The Limits of Parallel Testing

Comment: 

Parallel testing is the most accurate. Two teams enter current data into two separate computers, the old one and the one with the corrected code. The second team makes sure that the corrected code handles the data properly -- no shut-down. This testing may have to go on for weeks or months.

It will not be done. There is insufficient computer capacity to double the number of machines running code.

This posting on Peter de Jager's forum indicates that even if there were such excess capacity, it would not matter.

* * * * * * *

Date: Mon, 5 Jan 1998 13:59:28 -0500 (EST)

Date: Fri, 2 Jan 1998 21:21:11 -0700

To: year2000-discuss@year2000.com

From: pmligotti@earthlink.net (Peter M. Ligotti)

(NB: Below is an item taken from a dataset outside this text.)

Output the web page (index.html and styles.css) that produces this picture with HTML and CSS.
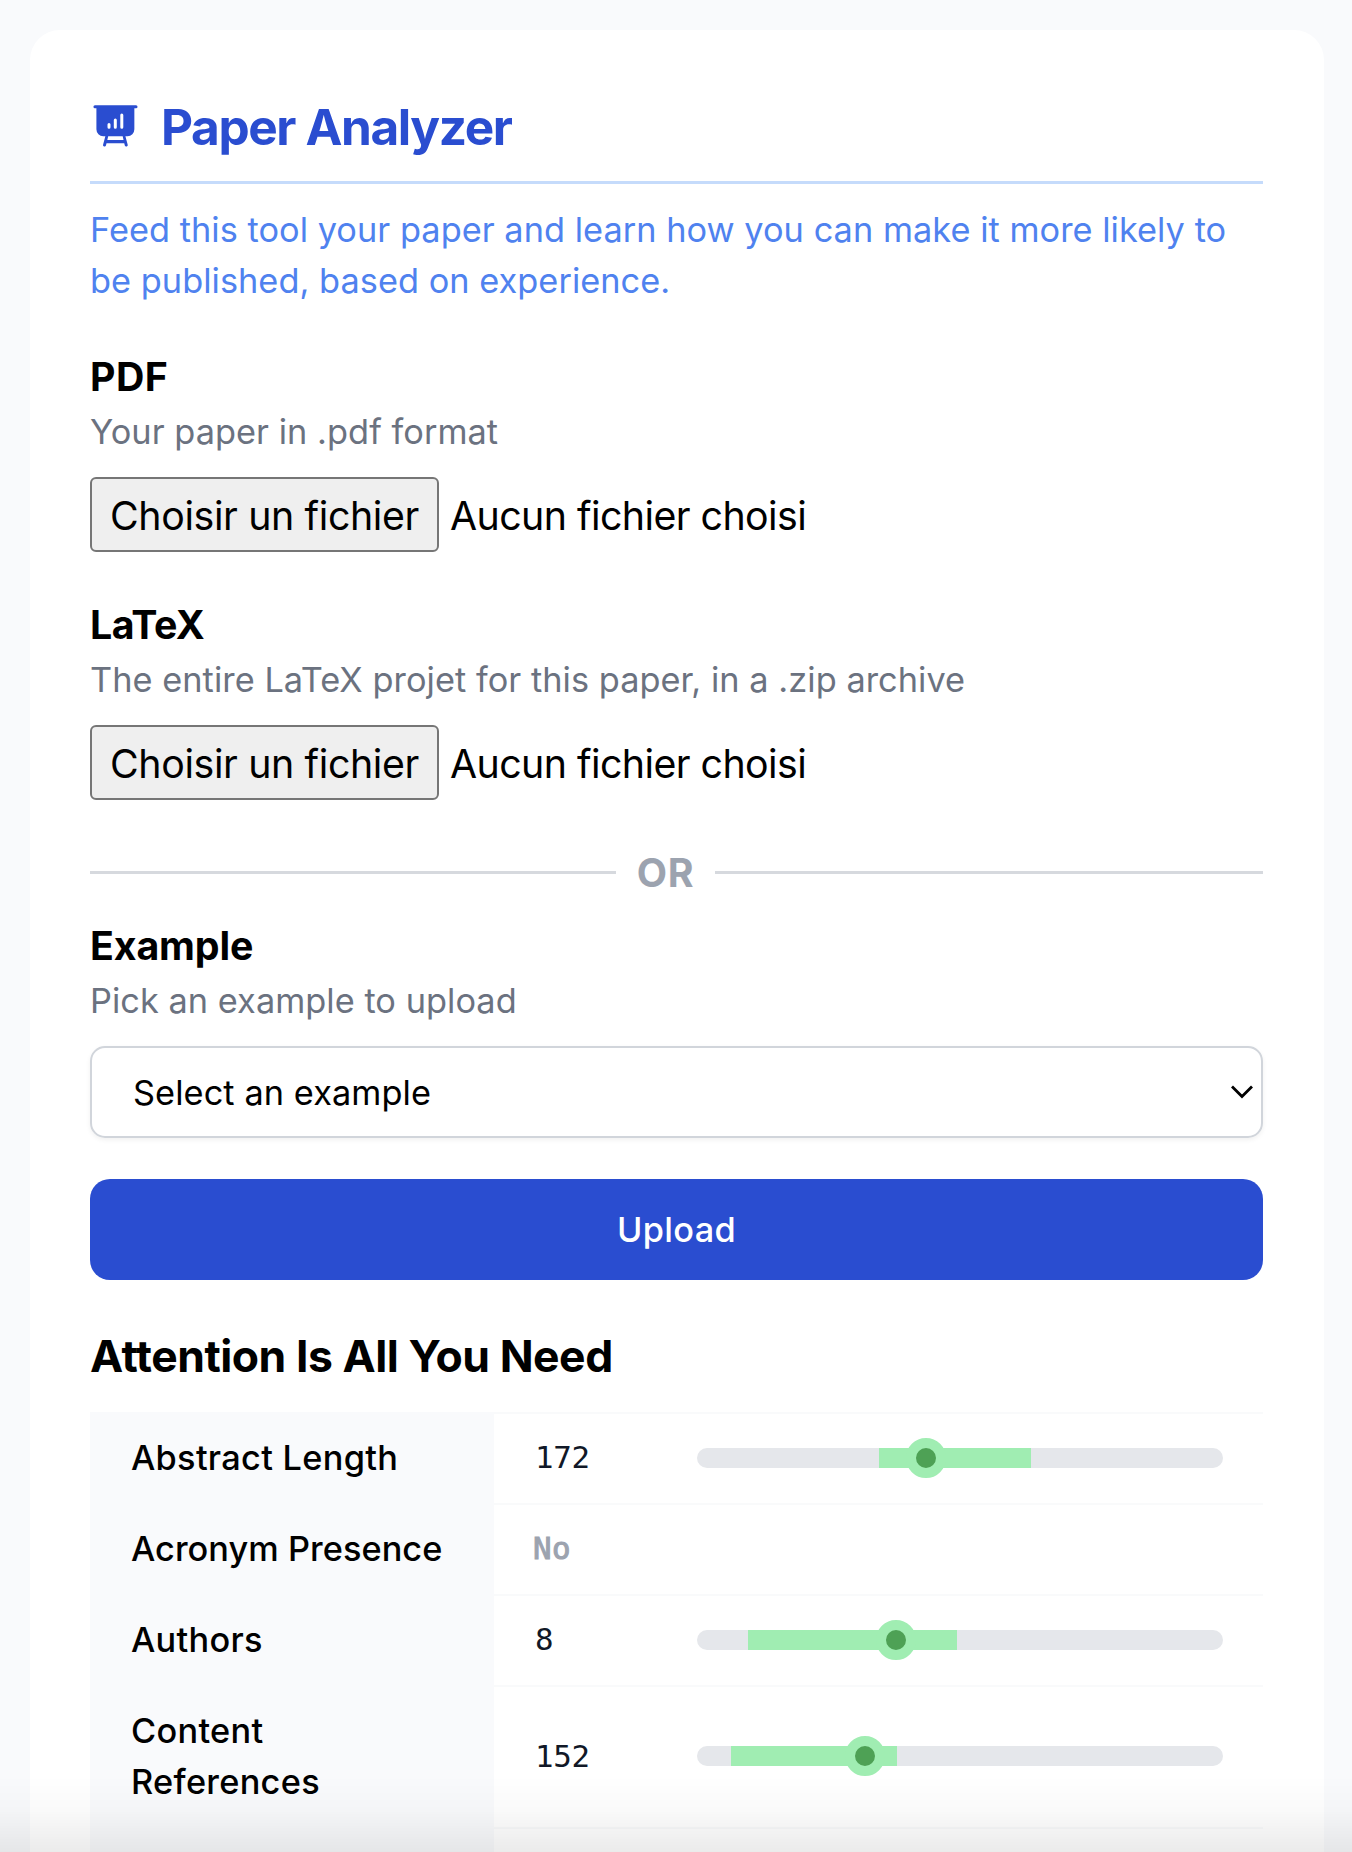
FILE: index.html
```html
<!DOCTYPE html>
<html lang="en">
<head>
<meta charset="utf-8">
<title>Paper Analyzer</title>
<link rel="stylesheet" href="styles.css">
</head>
<body>
<main class="card">
  <header class="header">
    <svg class="logo" viewBox="0 0 46 42" aria-hidden="true">
      <path transform="translate(1.1 0) scale(.973 1)" d="M1.9 .2H44.1A1.5 1.5 0 0 1 44.1 3.3H42.4V24.3A7 7 0 0 1 35.4 31.3H33.2L35.5 39.4A1.5 1.5 0 0 1 32.6 40.5L32 38.2H13.8L13.2 40.5A1.5 1.5 0 0 1 10.3 39.4L12.6 31.3H10.4A7 7 0 0 1 3.4 24.3V3.3H1.9A1.5 1.5 0 0 1 1.9 .2ZM15.5 31.3L14.6 35.1H31.3L30.4 31.3Z" fill="currentColor" fill-rule="evenodd"/>
      <path d="M17 19.6V22.3M23.3 15V22.3M29.8 10.1V22.3" stroke="#fff" stroke-width="3" stroke-linecap="round"/>
    </svg>
    <h1 class="title">Paper Analyzer</h1>
  </header>
  <p class="intro">Feed this tool your paper and learn how you can make it more likely to be published, based on experience.</p>

  <section class="field">
    <h2 class="label label-pdf">PDF</h2>
    <p class="hint">Your paper in .pdf format</p>
    <div class="file"><button class="file-button" type="button">Choisir un fichier</button><span class="file-name">Aucun fichier choisi</span></div>
  </section>
  <section class="field">
    <h2 class="label label-latex">LaTeX</h2>
    <p class="hint">The entire LaTeX projet for this paper, in a .zip archive</p>
    <div class="file"><button class="file-button" type="button">Choisir un fichier</button><span class="file-name">Aucun fichier choisi</span></div>
  </section>

  <div class="divider"><span class="divider-text">OR</span></div>

  <section class="example">
    <h2 class="label">Example</h2>
    <p class="hint">Pick an example to upload</p>
    <div class="select">
      <span>Select an example</span>
      <svg class="chevron" viewBox="0 0 24 14" aria-hidden="true"><path d="M2 1.5L12 11.5L22 1.5" fill="none" stroke="#000" stroke-width="2.8"/></svg>
    </div>
  </section>
  <button class="upload" type="button">Upload</button>

  <h2 class="paper">Attention Is All You Need</h2>
  <div class="metrics">
    <div class="row">
      <div class="name">Abstract Length</div>
      <div class="data"><span class="value">172</span>
        <div class="track"><i class="range" style="left:34.6%;width:28.9%"></i><i class="dot" style="left:43.45%"></i></div></div>
    </div>
    <div class="row">
      <div class="name acronym">Acronym Presence</div>
      <div class="data"><span class="value none">No</span></div>
    </div>
    <div class="row">
      <div class="name">Authors</div>
      <div class="data"><span class="value">8</span>
        <div class="track"><i class="range" style="left:9.7%;width:39.8%"></i><i class="dot" style="left:37.75%"></i></div></div>
    </div>
    <div class="row">
      <div class="name">Content References</div>
      <div class="data"><span class="value">152</span>
        <div class="track"><i class="range" style="left:6.5%;width:31.5%"></i><i class="dot" style="left:31.9%"></i></div></div>
    </div>
    <div class="row last">
      <div class="name"></div>
      <div class="data"></div>
    </div>
  </div>
</main>
<div class="shade"></div>
</body>
</html>
```
FILE: styles.css
```css
* { box-sizing: border-box; }

body {
  margin: 0;
  height: 1852px;
  overflow: hidden;
  padding: 30px 28px 0 30px;
  background: #f9fafc;
  color: #000;
  font: 400 34.3px/51px Inter, "Liberation Sans", sans-serif;
}

h1, h2, p { margin: 0; }

.card {
  height: 1822px;
  padding: 67px 61px 0 60px;
  border-radius: 30px 30px 0 0;
  background: #fff;
}

.header {
  display: flex;
  gap: 22px;
  height: 87px;
  padding-left: 2px;
  border-bottom: 3px solid #c5dbfb;
  color: #2a4dd0;
}

.logo { width: 46px; height: 42px; margin-top: 8px; }

.title {
  padding-left: 1px;
  font-size: 49.5px;
  font-weight: 700;
  line-height: 60px;
  letter-spacing: -1.39px;
}

.intro {
  padding-top: 20px;
  color: #4f82ef;
  letter-spacing: .045px;
}

.field { height: 248px; }
.field:first-of-type { margin-top: 41px; }

.label {
  height: 59px;
  font-size: 39.3px;
  font-weight: 650;
  line-height: 60px;
  letter-spacing: -.1px;
}
.label-pdf { letter-spacing: .5px; }
.label-latex { letter-spacing: -.5px; }

.hint {
  color: #6b7280;
  letter-spacing: .05px;
}

.file {
  display: flex;
  align-items: center;
  height: 75px;
  margin-top: 20px;
  font-size: 39.3px;
}

.file-button {
  width: 349px;
  height: 75px;
  padding: 2px 0 0;
  border: 2px solid #767676;
  border-radius: 6px;
  background: #efefef;
  color: #000;
  font: inherit;
  letter-spacing: -.37px;
  text-align: center;
}

.file-name {
  padding: 2px 0 0 11px;
  letter-spacing: -.56px;
}

.divider {
  display: grid;
  grid-template-columns: 526px 99px 1fr;
  align-items: center;
  height: 60px;
  margin-top: -1px;
  color: #9ca3af;
  font-size: 39.3px;
  font-weight: 700;
  text-align: center;
}
.divider::before, .divider::after { content: ""; height: 3px; background: #d6d9de; }
.divider-text { letter-spacing: .8px; }

.example { margin-top: 14px; }

.select {
  display: flex;
  align-items: center;
  justify-content: space-between;
  height: 92px;
  margin-top: 20px;
  padding: 0 7px 0 41px;
  border: 2px solid #d1d5db;
  border-radius: 15px;
  box-shadow: 0 2px 5px rgba(0, 0, 0, .06);
  letter-spacing: .09px;
}

.chevron { width: 24px; height: 14px; }

.upload {
  display: block;
  width: 100%;
  height: 101px;
  margin-top: 41px;
  padding: 0;
  border: 0;
  border-radius: 20px;
  background: #2a4dd0;
  color: #fff;
  font: inherit;
  font-weight: 550;
  letter-spacing: .35px;
}

.paper {
  margin: 41px 0 20px;
  font-size: 44.5px;
  font-weight: 650;
  line-height: 71px;
  letter-spacing: -.48px;
}

.row {
  display: grid;
  grid-template-columns: 404px 1fr;
  min-height: 91px;
}

.name {
  padding: 20px 41px 20px 41px;
  background: #f9fafc;
  font-weight: 530;
  letter-spacing: .3px;
}
.acronym { letter-spacing: .05px; padding-right: 0; }

.data {
  display: grid;
  grid-template-columns: 163px 1fr;
  align-items: center;
  padding: 0 40px 2px;
  border-top: 2px solid #f9fafb;
}

.last { min-height: 27px; height: 27px; overflow: hidden; }

.value {
  padding-left: 1px;
  color: #111827;
  font: 30.8px/51px "DejaVu Sans Mono", monospace;
  letter-spacing: -.3px;
}
.none {
  padding-left: 0;
  color: #9ca3af;
  letter-spacing: .4px;
  text-indent: -1px;
  -webkit-text-stroke: 1px #9ca3af;
}

.track {
  position: relative;
  height: 20px;
  border-radius: 10px;
  background: #e5e7eb;
}

.range {
  position: absolute;
  top: 0;
  height: 20px;
  background: #a0edb2;
}

.dot {
  position: absolute;
  top: -10px;
  width: 40px;
  height: 40px;
  margin-left: -20px;
  border: 10px solid #a0edb2;
  border-radius: 50%;
  background: #4ea155;
}

/* Fade at the lower edge of the viewport */
.shade {
  position: fixed;
  inset: auto 0 0;
  height: 76px;
  background: linear-gradient(rgba(0, 0, 0, 0), rgba(0, 0, 0, .02) 45%, rgba(0, 0, 0, .08));
}
```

Century Independent Parallel Testing: Possible or Not?

While reading about "parallel" testing, I had a realization that even if there was enough capacity, testing cannot even approach being parallel. Please bear with me as I express this thought and the steps of the logic. Please correct me if I have missed something.

Most large organizations intend to be ready by Jan. 1, 1999 to leave a year for testing.

Usually, parallel testing is to verify that the old and new system brings the same (hopefully) reliable results from the same inputs under the same conditions.

In other words, testing is normally century independent. Normally, testing can be done in one month or year to verify that the new system will run after testing the following month or the following year.

But this testing during 1999 will not give a clear indication that the system will run during 2000. In fact that is what we are testing for: Whether the system will run in 2000. Simulation is not enough. In order to test the systems capability to run in 2000, it HAS TO BE, actually be the year 2000. For example, if a date has been overlooked in the code somewhere in some system, that potential glitch might not show up in testing during 1999, but only show up in true perfomance after Jan. 1, 2000. Just one or two of these could sabatage an entire system, even infect other systems.

How could a parallel test ever be possible here? The old systems don't work after 2000, so what are we comparing with what? You have to have two straight lines for them to be parallel. Either we only have one line, or else they are not "straight."

We don't have two systems even theoretically such that both will work at the same time. Even the whole IDEA of parallel testing does not work here.

The only parallel test can be whether the new system(s) can work in 1999. But that is not what we need to know. We need to know if we have ONE SYSTEM that can work in 2000. There is no way to find this out before that date arrives. I think I may know the answer already.